June 18, 2013 (San Diego’s East County) – I disagree with one of the statements County Supervisor Dave Roberts made in his recent editorial. I do not think the County Board of Supervisors is as powerless, in regard to the final decision about wind farms going onto the Federal and tribal lands in East County, as he seems to think. I suspect that, if they were willing, the Board could bring a lot of assistance to the East County residents fighting to preserve their quality of life.

The three key questions in this debate are:

1.  Is there a problem? (Supervisor Roberts has acknowledged that “Sadly, Boulevard residents are going to be surrounded by large wind turbines on federal, Imperial County, and tribal lands.” However Supervisor Dianne Jacob indicated the problem is not restricted to Boulevard. She says she has been hearing from “all across my district, in many communities” and added that Sunrise Powerlink “destroyed miles and miles of once-pristine landscape and has increased the risk of wildfire in an already fire-prone area.” Mayor Filner also referred to a larger problem when San Diego Loves Green interviewed him last February. He said it is more feasible to put solar panels on some of the city’s rooftops and parking lots rather than “building these environmentally destructive transmission lines through our East County.” (watch video 4:20-5:59)

2.  Is the Board of Supervisors responsible for the welfare of East County? (I believe Supervisor Roberts acknowledged this.)

3.  Is there anything the Board can do about it?

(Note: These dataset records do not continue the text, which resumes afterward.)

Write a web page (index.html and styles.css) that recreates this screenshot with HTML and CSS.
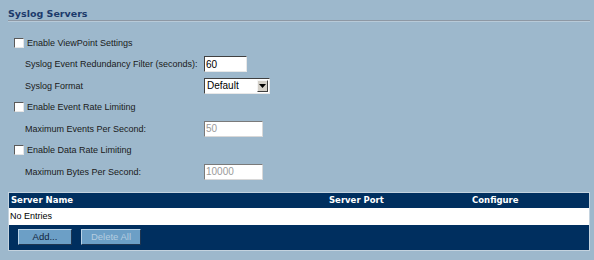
FILE: index.html
```html
<!DOCTYPE html>
<html lang="en">
<head>
    <meta charset="UTF-8">
    <title>Syslog Servers</title>
    <link rel="stylesheet" href="styles.css">
</head>
<body>
    <div class="page">
        <h1 class="title">Syslog Servers</h1>
        <form class="settings">
            <div class="row">
                <label class="check"><input type="checkbox"> Enable ViewPoint Settings</label>
            </div>
            <div class="row sub">
                <span class="label">Syslog Event Redundancy Filter (seconds):</span>
                <input type="text" class="field short" value="60">
            </div>
            <div class="row sub">
                <span class="label">Syslog Format</span>
                <div class="select-wrap">
                    <select class="field select">
                        <option>Default</option>
                    </select>
                    <span class="drop"><svg width="7" height="4" viewBox="0 0 7 4"><path d="M0 0h7L3.5 4z" fill="#000"/></svg></span>
                </div>
            </div>
            <div class="row">
                <label class="check"><input type="checkbox"> Enable Event Rate Limiting</label>
            </div>
            <div class="row sub">
                <span class="label">Maximum Events Per Second:</span>
                <input type="text" class="field wide" value="50" disabled>
            </div>
            <div class="row">
                <label class="check"><input type="checkbox"> Enable Data Rate Limiting</label>
            </div>
            <div class="row sub">
                <span class="label">Maximum Bytes Per Second:</span>
                <input type="text" class="field wide" value="10000" disabled>
            </div>
        </form>

        <div class="servers">
            <div class="thead">
                <span class="col-name">Server Name</span>
                <span class="col-port">Server Port</span>
                <span class="col-conf">Configure</span>
            </div>
            <div class="empty">No Entries</div>
            <div class="actions">
                <button type="button" class="btn add">Add...</button>
                <button type="button" class="btn del" disabled>Delete All</button>
            </div>
        </div>
    </div>
</body>
</html>
```

FILE: styles.css
```css
* { margin: 0; padding: 0; box-sizing: border-box; }
body {
    background: #9db8cc;
    font-family: 'Liberation Sans', Arial, sans-serif;
    font-size: 9px;
    color: #1a1a1a;
}
.page { padding: 8px 4px 0 8px; }
.title {
    font-family: 'DejaVu Sans', Verdana, sans-serif;
    font-size: 9.5px; font-weight: bold; color: #1c3a6b;
    height: 13px; line-height: 11px;
    border-bottom: 1px solid #8e98a4;
    box-shadow: 0 1px 0 #b8cad8;
}
.settings { padding-top: 11px; }
.row {
    display: flex; align-items: center;
    height: 21.5px;
    padding-left: 6px;
}
.row.sub { padding-left: 17px; }
.check { display: flex; align-items: center; gap: 3px; }
.check input {
    appearance: none; width: 10px; height: 10px; margin: 0;
    background: #fff;
    border: 1px solid; border-color: #5a5a5a #e6e6e6 #e6e6e6 #5a5a5a;
}
.label { width: 179px; }
.field {
    height: 16px; font-family: inherit; font-size: 10px;
    background: #fff; color: #000;
    border: 1px solid; border-color: #404040 #e8e8e8 #e8e8e8 #404040;
    padding: 0 1px;
}
.short { width: 43px; }
.wide { width: 59px; }
.field:disabled { color: #9a9a9a; border-color: #7a7a7a #d8d8d8 #d8d8d8 #7a7a7a; }
.select-wrap { position: relative; width: 66px; height: 16px; }
.select {
    appearance: none; width: 66px; padding: 0 2px;
    font-weight: normal; border-radius: 0;
}
.drop {
    position: absolute; right: 2px; top: 2px;
    width: 11px; height: 12px;
    background: #d4d0c8;
    border: 1px solid; border-color: #f4f4f4 #404040 #404040 #f4f4f4;
    display: flex; align-items: center; justify-content: center;
}

.servers {
    margin-top: 9px;
    width: 582px;
    border: 1px solid #c4d3df;
    background: #002f5f;
}
.thead {
    display: flex; height: 15px; align-items: center;
    font-family: 'DejaVu Sans', Verdana, sans-serif;
    font-size: 8.5px; font-weight: bold; color: #fff;
    padding-left: 2px;
}
.col-name { width: 318px; }
.col-port { width: 143px; }
.empty {
    background: #fff; height: 17px; line-height: 17px;
    padding-left: 1px; color: #000;
}
.actions { display: flex; gap: 9px; padding: 4px 0 5px 9px; }
.btn {
    width: 54px; height: 16px;
    font-family: inherit; font-size: 9.5px;
    background: #6c9fc6; color: #10243c;
    border: 1px solid; border-color: #b9d2e6 #1e3550 #1e3550 #b9d2e6;
}
.btn.del { width: 60px; color: #b4cde0; }
```
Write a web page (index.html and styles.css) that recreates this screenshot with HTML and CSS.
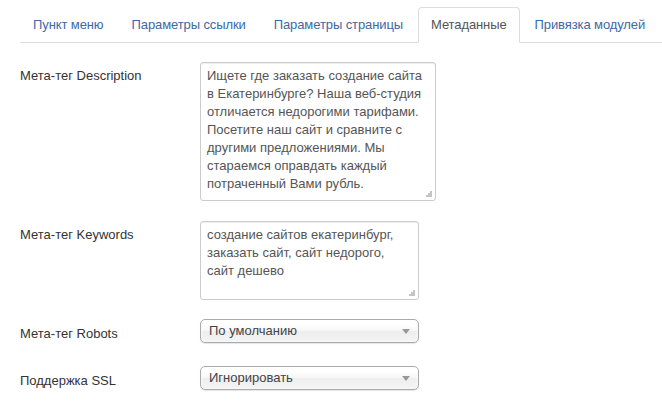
FILE: index.html
```html
<!DOCTYPE html>
<html lang="ru">
<head>
<meta charset="utf-8">
<link rel="stylesheet" href="styles.css">
</head>
<body>
<div class="page">
  <ul class="tabs">
    <li class="tab"><a>Пункт меню</a></li>
    <li class="tab"><a>Параметры ссылки</a></li>
    <li class="tab"><a>Параметры страницы</a></li>
    <li class="tab active"><a>Метаданные</a></li>
    <li class="tab"><a>Привязка модулей</a></li>
  </ul>
  <div class="form">
    <div class="row row-desc">
      <label class="label">Мета-тег Description</label>
      <div class="area-wrap area-desc">
        <textarea class="area">Ищете где заказать создание сайта в Екатеринбурге? Наша веб-студия отличается недорогими тарифами. Посетите наш сайт и сравните с другими предложениями. Мы стараемся оправдать каждый потраченный Вами рубль.</textarea>
        <svg class="grip" width="7" height="7" viewBox="0 0 7 7"><g fill="#c4c4c4"><rect x="5" y="1" width="2" height="2"/><rect x="3" y="3" width="2" height="2"/><rect x="5" y="3" width="2" height="2"/><rect x="1" y="5" width="2" height="2"/><rect x="3" y="5" width="2" height="2"/><rect x="5" y="5" width="2" height="2"/></g></svg>
      </div>
    </div>
    <div class="row row-keys">
      <label class="label">Мета-тег Keywords</label>
      <div class="area-wrap area-keys">
        <textarea class="area">создание сайтов екатеринбург, заказать сайт, сайт недорого, сайт дешево</textarea>
        <svg class="grip" width="7" height="7" viewBox="0 0 7 7"><g fill="#c4c4c4"><rect x="5" y="1" width="2" height="2"/><rect x="3" y="3" width="2" height="2"/><rect x="5" y="3" width="2" height="2"/><rect x="1" y="5" width="2" height="2"/><rect x="3" y="5" width="2" height="2"/><rect x="5" y="5" width="2" height="2"/></g></svg>
      </div>
    </div>
    <div class="row row-robots">
      <label class="label label-sel">Мета-тег Robots</label>
      <div class="select"><span>По умолчанию</span><i class="arrow"></i></div>
    </div>
    <div class="row">
      <label class="label label-sel">Поддержка SSL</label>
      <div class="select"><span>Игнорировать</span><i class="arrow"></i></div>
    </div>
  </div>
</div>
</body>
</html>
```
FILE: styles.css
```css
* { box-sizing: border-box; }
html, body { margin: 0; padding: 0; background: #fff; }
body {
  font-family: "Liberation Sans", Arial, sans-serif;
  font-size: 13px;
  line-height: 18px;
  color: #333;
  overflow: hidden;
}
.page { padding: 7px 0 0 20px; }
.tabs {
  list-style: none;
  margin: 0;
  padding: 0;
  display: flex;
  border-bottom: 1px solid #ddd;
  height: 36px;
}
.tab { flex: none; margin-right: 2px; margin-bottom: -1px; white-space: nowrap; }
.tab a {
  display: block;
  padding: 8px 12px;
  line-height: 18px;
  letter-spacing: -0.1px;
  border: 1px solid transparent;
  border-radius: 4px 4px 0 0;
  color: #3a6aa6;
}
.tab.active a {
  color: #555;
  background: #fff;
  border-color: #ddd #ddd transparent;
}
.form { padding-top: 19px; }
.row { display: flex; margin-bottom: 20px; }
.row-keys { margin-bottom: 19px; }
.row-robots { margin-bottom: 23px; }
.label { width: 180px; padding-top: 5px; color: #333; }
.label-sel { padding-top: 6px; }
.area-wrap { position: relative; }
.area-desc { width: 236px; height: 139px; }
.area-keys { width: 219px; height: 79px; }
.area {
  display: block;
  width: 100%;
  height: 100%;
  margin: 0;
  padding: 4px 6px;
  border: 1px solid #ccc;
  border-radius: 3px;
  box-shadow: inset 0 1px 1px rgba(0,0,0,0.075);
  font-family: "Liberation Sans", Arial, sans-serif;
  font-size: 13px;
  line-height: 18px;
  color: #555;
  resize: none;
  overflow: hidden;
}
.grip { position: absolute; right: 4px; bottom: 4px; }
.select {
  position: relative;
  width: 219px;
  height: 24px;
  padding-left: 8px;
  line-height: 22px;
  border: 1px solid #aaa;
  border-radius: 5px;
  background: linear-gradient(#fff 20%, #f6f6f6 50%, #eee 52%, #f4f4f4 100%);
  box-shadow: inset 0 0 3px #fff, 0 1px 1px rgba(0,0,0,0.1);
  color: #444;
}
.arrow {
  position: absolute;
  right: 8px;
  top: 9px;
  width: 0;
  height: 0;
  border-left: 4px solid transparent;
  border-right: 4px solid transparent;
  border-top: 5px solid #999;
}
```
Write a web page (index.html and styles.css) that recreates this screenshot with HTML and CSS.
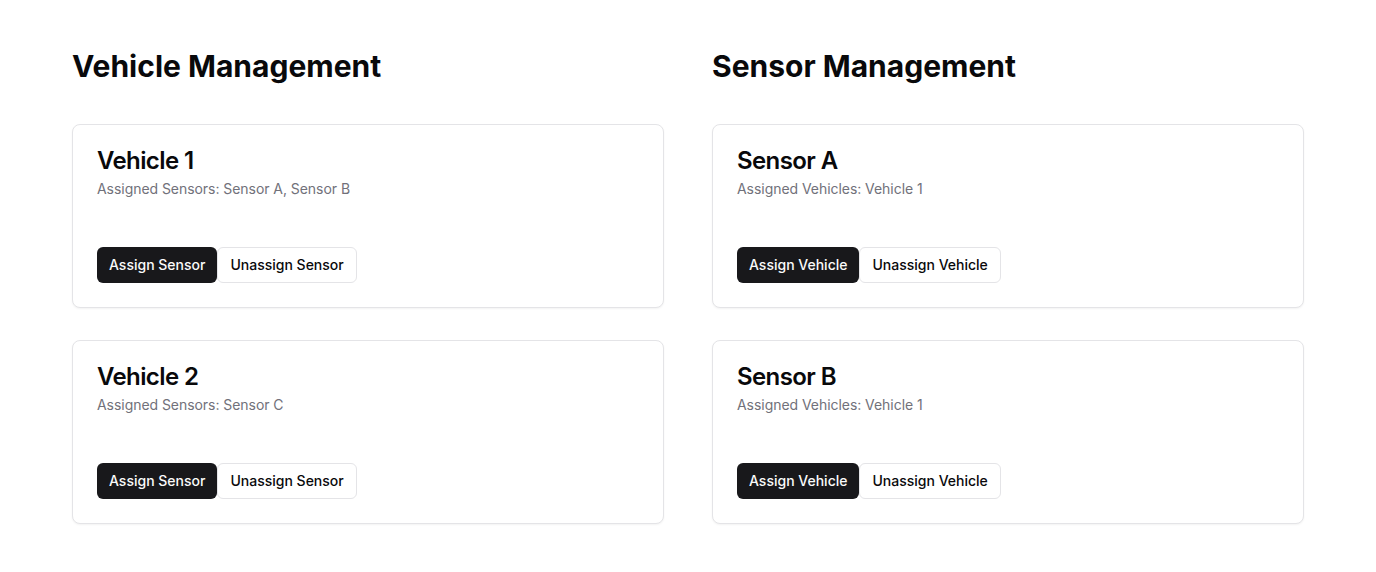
FILE: index.html
```html
<!DOCTYPE html>
<html lang="en">
<head>
<meta charset="utf-8">
<title>Management</title>
<link rel="stylesheet" href="styles.css">
</head>
<body>
<main class="page">
  <section class="column">
    <h1 class="section-title">Vehicle Management</h1>
    <div class="card-list">
      <div class="card">
        <div class="card-header">
          <h2 class="card-title">Vehicle 1</h2>
          <p class="card-desc">Assigned Sensors: Sensor A, Sensor B</p>
        </div>
        <div class="card-actions">
          <button class="btn btn-primary">Assign Sensor</button>
          <button class="btn btn-outline">Unassign Sensor</button>
        </div>
      </div>
      <div class="card">
        <div class="card-header">
          <h2 class="card-title">Vehicle 2</h2>
          <p class="card-desc">Assigned Sensors: Sensor C</p>
        </div>
        <div class="card-actions">
          <button class="btn btn-primary">Assign Sensor</button>
          <button class="btn btn-outline">Unassign Sensor</button>
        </div>
      </div>
    </div>
  </section>
  <section class="column">
    <h1 class="section-title">Sensor Management</h1>
    <div class="card-list">
      <div class="card">
        <div class="card-header">
          <h2 class="card-title">Sensor A</h2>
          <p class="card-desc">Assigned Vehicles: Vehicle 1</p>
        </div>
        <div class="card-actions">
          <button class="btn btn-primary">Assign Vehicle</button>
          <button class="btn btn-outline">Unassign Vehicle</button>
        </div>
      </div>
      <div class="card">
        <div class="card-header">
          <h2 class="card-title">Sensor B</h2>
          <p class="card-desc">Assigned Vehicles: Vehicle 1</p>
        </div>
        <div class="card-actions">
          <button class="btn btn-primary">Assign Vehicle</button>
          <button class="btn btn-outline">Unassign Vehicle</button>
        </div>
      </div>
    </div>
  </section>
</main>
</body>
</html>
```
FILE: styles.css
```css
* { box-sizing: border-box; }
html, body { margin: 0; padding: 0; background: #ffffff; }
body {
  font-family: Inter, "Noto Sans", sans-serif;
  color: #09090b;
}
.page {
  max-width: 1280px;
  margin: 0 auto;
  padding: 48px 24px;
  display: grid;
  grid-template-columns: 1fr 1fr;
  gap: 48px;
}
.section-title {
  margin: 0 0 40px;
  font-size: 30px;
  line-height: 36px;
  font-weight: 700;
}
.card-list {
  display: flex;
  flex-direction: column;
  gap: 32px;
}
.card {
  border: 1px solid #e4e4e7;
  border-radius: 8px;
  background: #fff;
  box-shadow: 0 1px 2px rgba(0,0,0,0.05);
}
.card-header {
  padding: 24px;
  display: flex;
  flex-direction: column;
  gap: 6px;
}
.card-title {
  margin: 0;
  font-size: 24px;
  line-height: 24px;
  font-weight: 600;
  letter-spacing: -0.6px;
}
.card-desc {
  margin: 0;
  font-size: 14px;
  line-height: 20px;
  color: #71717a;
  letter-spacing: -0.05px;
}
.card-actions {
  padding: 24px;
  display: flex;
  gap: 0;
}
.btn {
  height: 36px;
  padding: 0 12px;
  font-family: inherit;
  font-size: 14px;
  font-weight: 500;
  border-radius: 6px;
  cursor: pointer;
  line-height: 20px;
}
.btn-primary {
  background: #18181b;
  color: #fafafa;
  border: none;
}
.btn-outline {
  background: #fff;
  color: #09090b;
  border: 1px solid #e4e4e7;
}
```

That last question is crucial. Supervisor Roberts wrote that “The County Board of Supervisors has no control over the approval of those turbines.” I disagree. The County Board of Supervisors may not have direct control over the approval of the wind turbines going into East County, but what about projects that impact public roads and water supplies? What about voicing their concerns to Federal Officials?

Supervisor Jacobs has already added to the legitimacy of the protests from her district. She said, “This isn’t a case of a vocal minority making noise.” The concerns are widespread and “Many of my constituents worry that the line is just a sign of things to come as developers step up their efforts to build large energy projects in the backcountry.” Yet Supervisor Roberts stands alone, in opposition to rest of the Board, whenever she attempts to defend her district. This last 4:1 vote is just the most recent example.

Supervisor Jacob’s opposition to Sunrise Powerlink is a matter of public record.

When she refused to attend the opening ceremony, Jacob issued a statement saying, “Any policymaker attending this ‘celebration’ needs to justify the line in the face of documented evidence warning of its extreme fire dangers. SDG&E brushes off concerns about fire safety by claiming that the utility has a fire plan. This doesn’t change the fact that the project’s environmental documents concluded that fire dangers posed by the line are classified as the highest level possible and cannot be mitigated. The line traverses some of the most fire-prone terrain in the world. It will impede firefighting efforts from the air because firefighters cannot make water drops on energized lines. Public safety was a big reason why two CPUC judges recommended the line be rejected in 2008. Anyone who supports this line is likely contributing to the next major fire disaster in East County and beyond.”

She was not the only one to stay away from that ceremony. San Diego’s five Congressional members and the leaders of 19 Native American tribes were noticeably absent.

If Supervisor Dave Roberts were to join Jacob now, it would reinforce the recognition that there is a problem in East County. It may even be the tipping point that would lead to the Board of Supervisors aligning themselves with the interests of the people of of East County. Maybe San Diego could move beyond debating whether there is a problem and find ways to resolve it.